(begin)
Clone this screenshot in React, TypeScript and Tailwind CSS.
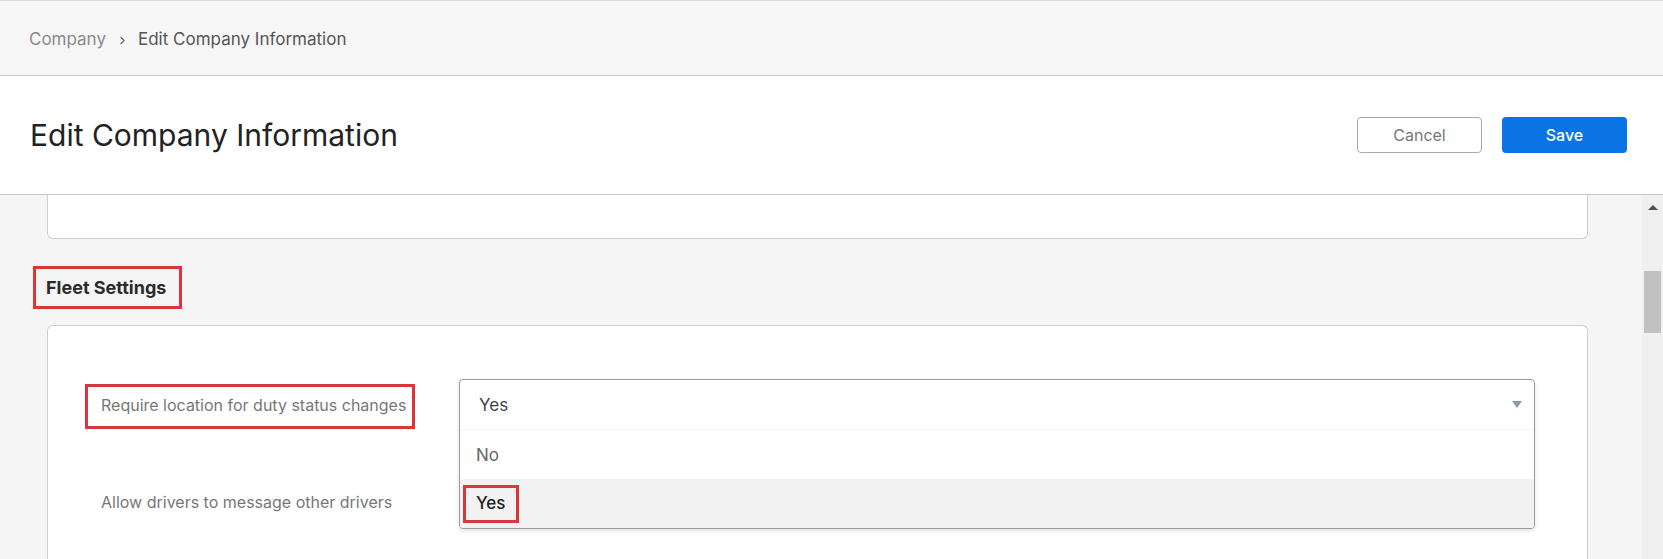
import { ChevronRight } from 'lucide-react';

const FONT = "font-['Inter',_'Noto_Sans',_sans-serif]";

function Scrollbar() {
  return (
    <div className="flex w-[21px] shrink-0 flex-col items-center bg-[#f0f0f0]">
      <div className="mt-[10px] h-0 w-0 border-x-[5px] border-b-[5px] border-x-transparent border-b-[#505050]" />
      <div className="mt-[61px] h-[62px] w-[17px] bg-[#c1c1c1]" />
    </div>
  );
}

function Dropdown() {
  return (
    <div className="relative h-[50px] flex-1">
      <div className="absolute inset-x-0 top-0 z-10 overflow-hidden rounded-[4px] border border-[#9a9a9a] bg-white shadow-[0_2px_4px_rgba(0,0,0,0.12)]">
        <div className="flex h-[50px] items-center justify-between border-b border-[#f6f6f6] pl-[19px] pr-[12px] pt-[3px]">
          <span className="text-[17px] text-[#3a4450]">Yes</span>
          <span className="-mt-[3px] h-0 w-0 border-x-[5px] border-t-[7px] border-x-transparent border-t-[#8d9ba7]" />
        </div>
        <div className="flex h-[49px] items-center pl-[16px] pt-[3px] text-[17px] text-[#666]">No</div>
        <div className="flex h-[49px] items-center bg-[#f2f2f2] pl-[3px] pt-[1px]">
          <span className="flex h-[38px] items-center border-[3px] border-[#d9363e] px-[10px] text-[17px] font-medium text-[#222]">
            Yes
          </span>
        </div>
      </div>
    </div>
  );
}

export default function App() {
  return (
    <div className={`${FONT} flex h-[559px] w-full flex-col overflow-hidden bg-[#f5f5f5]`}>
      {/* breadcrumb */}
      <div className="flex h-[76px] shrink-0 items-center border-t border-b border-t-[#dcdcdc] border-b-[#c4c4c4] bg-[#f6f6f6] pl-[29px] pt-[4px] text-[17px]">
        <span className="text-[#8a8a8a]">Company</span>
        <ChevronRight size={13} strokeWidth={2} className="ml-[10px] mr-[9px] text-[#666]" />
        <span className="text-[#555]">Edit Company Information</span>
      </div>

      {/* page header */}
      <div className="flex h-[119px] shrink-0 items-center justify-between border-b border-[#c8c8c8] bg-white pl-[30px] pr-[36px]">
        <h1 className="text-[30px] font-normal text-[#222]">Edit Company Information</h1>
        <div className="flex gap-[20px]">
          <button className="h-[36px] w-[125px] rounded-[4px] border border-[#aaa] bg-white text-[16px] text-[#777]">
            Cancel
          </button>
          <button className="h-[36px] w-[125px] rounded-[4px] bg-[#0a74e4] text-[16px] font-medium text-white">
            Save
          </button>
        </div>
      </div>

      {/* scroll area */}
      <div className="flex min-h-0 flex-1">
        <div className="flex min-w-0 flex-1 flex-col pl-[47px] pr-[54px]">
          <div className="h-[44px] shrink-0 rounded-b-[6px] border border-t-0 border-[#cfcfcf] bg-white" />

          <div className="mt-[27px] shrink-0">
            <span className="-ml-[14px] inline-flex h-[43px] items-center border-[3px] border-[#d9363e] pl-[10px] pr-[13px] text-[18px] font-bold text-[#2b2b2b]">
              Fleet Settings
            </span>
          </div>

          <div className="mt-[16px] flex-1 rounded-t-[6px] border border-b-0 border-[#cfcfcf] bg-white pl-[53px] pr-[52px] pt-[52px]">
            <div className="flex items-center">
              <div className="w-[358px] shrink-0">
                <span className="-ml-[16px] mt-[6px] inline-flex h-[45px] items-center border-[3px] border-[#d9363e] pb-[4px] pl-[13px] pr-[6px] text-[16px] text-[#777]">
                  Require location for duty status changes
                </span>
              </div>
              <Dropdown />
            </div>
            <div className="mt-[48px] flex h-[50px] items-center">
              <div className="w-[358px] shrink-0 text-[16px] text-[#777]">Allow drivers to message other drivers</div>
              <div className="flex-1" />
            </div>
          </div>
        </div>
        <Scrollbar />
      </div>
    </div>
  );
}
(end)
**Job**: Make an exact copy of the data above, pictures excluded.

**Task solution**:
Clone this screenshot in React, TypeScript and Tailwind CSS.
import { ChevronRight } from 'lucide-react';

const FONT = "font-['Inter',_'Noto_Sans',_sans-serif]";

function Scrollbar() {
  return (
    <div className="flex w-[21px] shrink-0 flex-col items-center bg-[#f0f0f0]">
      <div className="mt-[10px] h-0 w-0 border-x-[5px] border-b-[5px] border-x-transparent border-b-[#505050]" />
      <div className="mt-[61px] h-[62px] w-[17px] bg-[#c1c1c1]" />
    </div>
  );
}

function Dropdown() {
  return (
    <div className="relative h-[50px] flex-1">
      <div className="absolute inset-x-0 top-0 z-10 overflow-hidden rounded-[4px] border border-[#9a9a9a] bg-white shadow-[0_2px_4px_rgba(0,0,0,0.12)]">
        <div className="flex h-[50px] items-center justify-between border-b border-[#f6f6f6] pl-[19px] pr-[12px] pt-[3px]">
          <span className="text-[17px] text-[#3a4450]">Yes</span>
          <span className="-mt-[3px] h-0 w-0 border-x-[5px] border-t-[7px] border-x-transparent border-t-[#8d9ba7]" />
        </div>
        <div className="flex h-[49px] items-center pl-[16px] pt-[3px] text-[17px] text-[#666]">No</div>
        <div className="flex h-[49px] items-center bg-[#f2f2f2] pl-[3px] pt-[1px]">
          <span className="flex h-[38px] items-center border-[3px] border-[#d9363e] px-[10px] text-[17px] font-medium text-[#222]">
            Yes
          </span>
        </div>
      </div>
    </div>
  );
}

export default function App() {
  return (
    <div className={`${FONT} flex h-[559px] w-full flex-col overflow-hidden bg-[#f5f5f5]`}>
      {/* breadcrumb */}
      <div className="flex h-[76px] shrink-0 items-center border-t border-b border-t-[#dcdcdc] border-b-[#c4c4c4] bg-[#f6f6f6] pl-[29px] pt-[4px] text-[17px]">
        <span className="text-[#8a8a8a]">Company</span>
        <ChevronRight size={13} strokeWidth={2} className="ml-[10px] mr-[9px] text-[#666]" />
        <span className="text-[#555]">Edit Company Information</span>
      </div>

      {/* page header */}
      <div className="flex h-[119px] shrink-0 items-center justify-between border-b border-[#c8c8c8] bg-white pl-[30px] pr-[36px]">
        <h1 className="text-[30px] font-normal text-[#222]">Edit Company Information</h1>
        <div className="flex gap-[20px]">
          <button className="h-[36px] w-[125px] rounded-[4px] border border-[#aaa] bg-white text-[16px] text-[#777]">
            Cancel
          </button>
          <button className="h-[36px] w-[125px] rounded-[4px] bg-[#0a74e4] text-[16px] font-medium text-white">
            Save
          </button>
        </div>
      </div>

      {/* scroll area */}
      <div className="flex min-h-0 flex-1">
        <div className="flex min-w-0 flex-1 flex-col pl-[47px] pr-[54px]">
          <div className="h-[44px] shrink-0 rounded-b-[6px] border border-t-0 border-[#cfcfcf] bg-white" />

          <div className="mt-[27px] shrink-0">
            <span className="-ml-[14px] inline-flex h-[43px] items-center border-[3px] border-[#d9363e] pl-[10px] pr-[13px] text-[18px] font-bold text-[#2b2b2b]">
              Fleet Settings
            </span>
          </div>

          <div className="mt-[16px] flex-1 rounded-t-[6px] border border-b-0 border-[#cfcfcf] bg-white pl-[53px] pr-[52px] pt-[52px]">
            <div className="flex items-center">
              <div className="w-[358px] shrink-0">
                <span className="-ml-[16px] mt-[6px] inline-flex h-[45px] items-center border-[3px] border-[#d9363e] pb-[4px] pl-[13px] pr-[6px] text-[16px] text-[#777]">
                  Require location for duty status changes
                </span>
              </div>
              <Dropdown />
            </div>
            <div className="mt-[48px] flex h-[50px] items-center">
              <div className="w-[358px] shrink-0 text-[16px] text-[#777]">Allow drivers to message other drivers</div>
              <div className="flex-1" />
            </div>
          </div>
        </div>
        <Scrollbar />
      </div>
    </div>
  );
}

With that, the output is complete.